The Defender
- Author: F. J. Thwaites
- Language: English
- Publisher: Jackson & O'Sullivan
- Publication date: 1936
- Publication place: Australia

= The Defender (Thwaites novel) =

Book by F.J. Thwaites

The Defender is a 1936 novel by F. J. Thwaites. It was his eighth novel.

In 1937 the novel was reprinted in the United Kingdom.

In 1937, it was announced a film version of the novel would be made at National Studios, following production of The Flying Doctor, but the movie did not eventuate.

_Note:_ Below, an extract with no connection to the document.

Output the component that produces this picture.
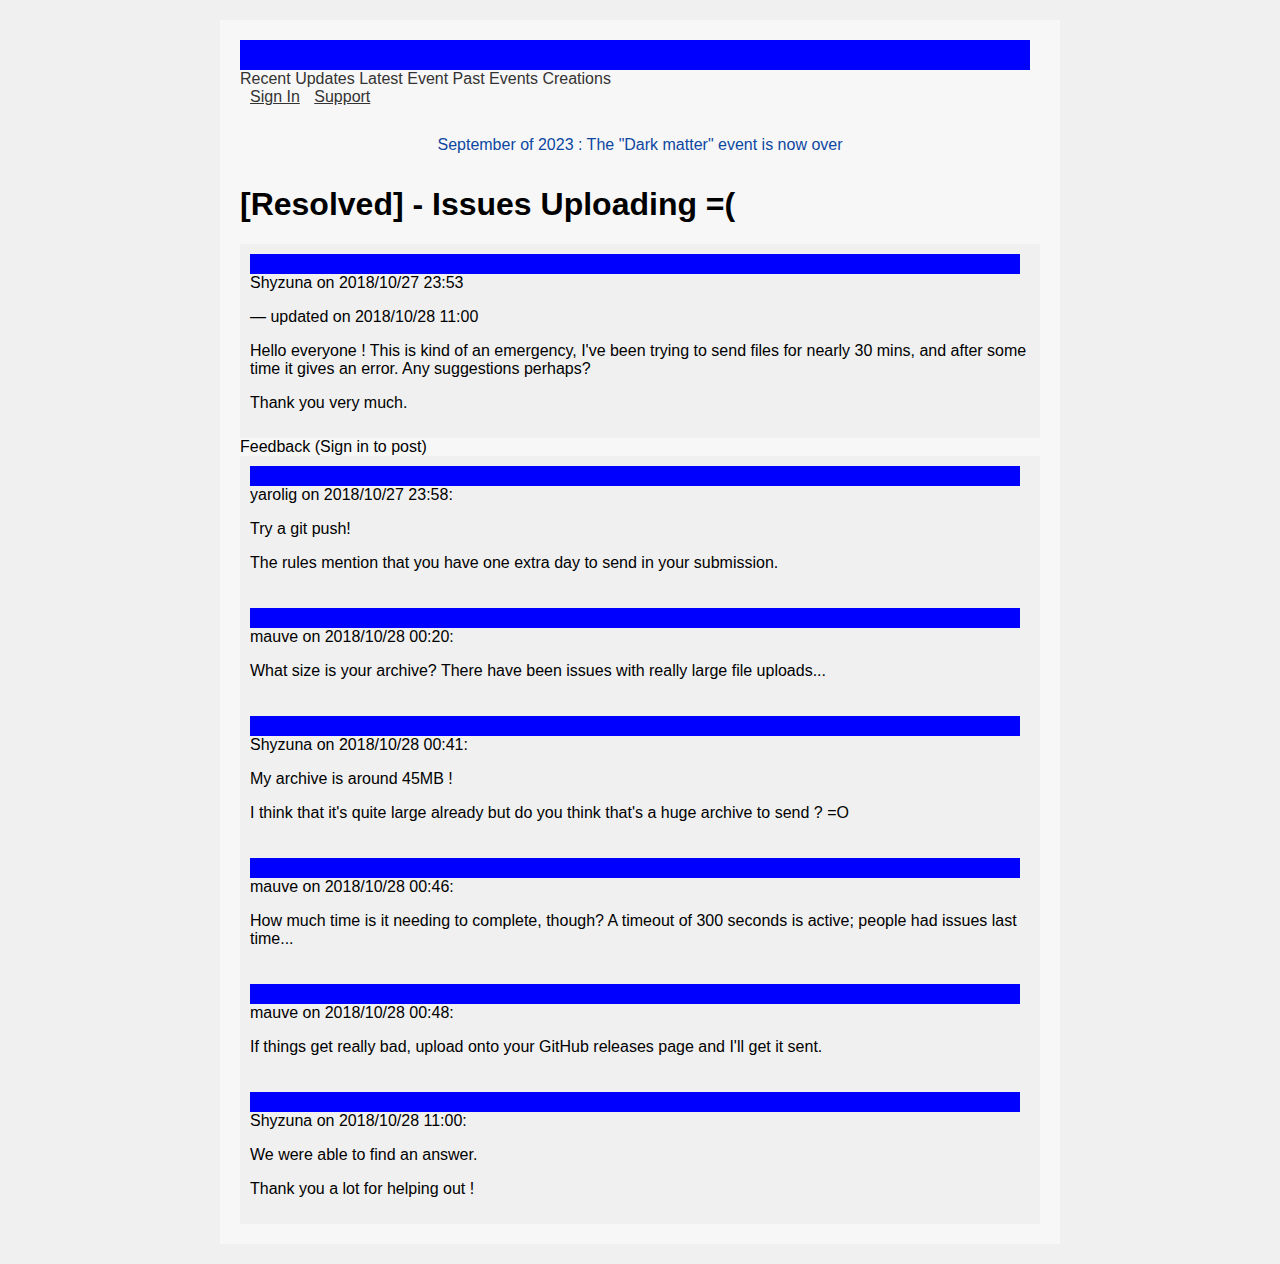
const comments: { author: string; date: string; paras: string[] }[] = [
  {
    author: "yarolig",
    date: "2018/10/27 23:58",
    paras: [
      "Try a git push!",
      "The rules mention that you have one extra day to send in your submission.",
    ],
  },
  {
    author: "mauve",
    date: "2018/10/28 00:20",
    paras: ["What size is your archive? There have been issues with really large file uploads..."],
  },
  {
    author: "Shyzuna",
    date: "2018/10/28 00:41",
    paras: [
      "My archive is around 45MB !",
      "I think that it's quite large already but do you think that's a huge archive to send ? =O",
    ],
  },
  {
    author: "mauve",
    date: "2018/10/28 00:46",
    paras: [
      "How much time is it needing to complete, though? A timeout of 300 seconds is active; people had issues last time...",
    ],
  },
  {
    author: "mauve",
    date: "2018/10/28 00:48",
    paras: ["If things get really bad, upload onto your GitHub releases page and I'll get it sent."],
  },
  {
    author: "Shyzuna",
    date: "2018/10/28 11:00",
    paras: ["We were able to find an answer.", "Thank you a lot for helping out !"],
  },
];

function Para({ children }: { children: React.ReactNode }) {
  return <p className="my-[16px] leading-[18px]">{children}</p>;
}

export default function App() {
  return (
    <div className="min-h-screen bg-[#f0f0f0] py-[20px] text-[16px] leading-[normal] text-black [font-family:'Liberation_Sans',Arial,sans-serif]">
      <div className="mx-auto w-[840px] bg-[#f7f7f7] p-[20px]">
        {/* header */}
        <div className="h-[30px] w-[790px] bg-[#0000ff]" />
        <div className="text-[#333]">
          <a>Recent Updates</a> <a>Latest Event</a> <a>Past Events</a> <a>Creations</a>
        </div>
        <div className="text-[#333]">
          <a className="ml-[10px] underline">Sign In</a> <a className="ml-[10px] underline">Support</a>
        </div>

        <div className="mt-[29.5px] text-center text-[#0d47a1]">
          September of 2023 : The "Dark matter" event is now over
        </div>

        <h1 className="mt-[32px] mb-[21.7px] text-[32px] font-bold leading-[normal]">
          [Resolved] - Issues Uploading =(
        </h1>

        {/* original post */}
        <div className="bg-[#f0f0f0] p-[10px]">
          <div className="h-[20px] w-[770px] bg-[#0000ff]" />
          <div className="leading-[18px]">Shyzuna on 2018/10/27 23:53</div>
          <Para>— updated on 2018/10/28 11:00</Para>
          <Para>
            Hello everyone ! This is kind of an emergency, I've been trying to send files for nearly 30 mins, and
            after some time it gives an error. Any suggestions perhaps?
          </Para>
          <Para>Thank you very much.</Para>
        </div>

        <div>Feedback (Sign in to post)</div>

        {/* comments */}
        <div className="bg-[#f0f0f0] p-[10px]">
          {comments.map((c, i) => (
            <div key={i} className={i < comments.length - 1 ? "pb-[20px]" : ""}>
              <div className="h-[20px] w-[770px] bg-[#0000ff]" />
              <div className="leading-[18px]">
                {c.author} on {c.date}:
              </div>
              {c.paras.map((p, j) => (
                <Para key={j}>{p}</Para>
              ))}
            </div>
          ))}
        </div>
      </div>
    </div>
  );
}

There were allegations Thwaites plagiarised from a story in Master Detective magazine, "The Startling Mystery Aboard the SS Chinese Prince". This was in addition to plagiarism accusations made by Thwaites about his earlier novel Flames of Convention. Smith's Weekly commented "It must be very discouraging to Mr. Thwaites that whether he lifts slabs from a best seller by an author who was murdered over 25 years ago before he finished his book, or carves slices out of one of thousands of American crime magazine publications, the theft is still detected by someone. "Smith's" almost feels like apologising to him about it."

The novel was adapted for the radio in 1936. Sections of the novel were read out over a number of episodes four days a week.

==Premise==
A Sydney barrister defends downtrodden women.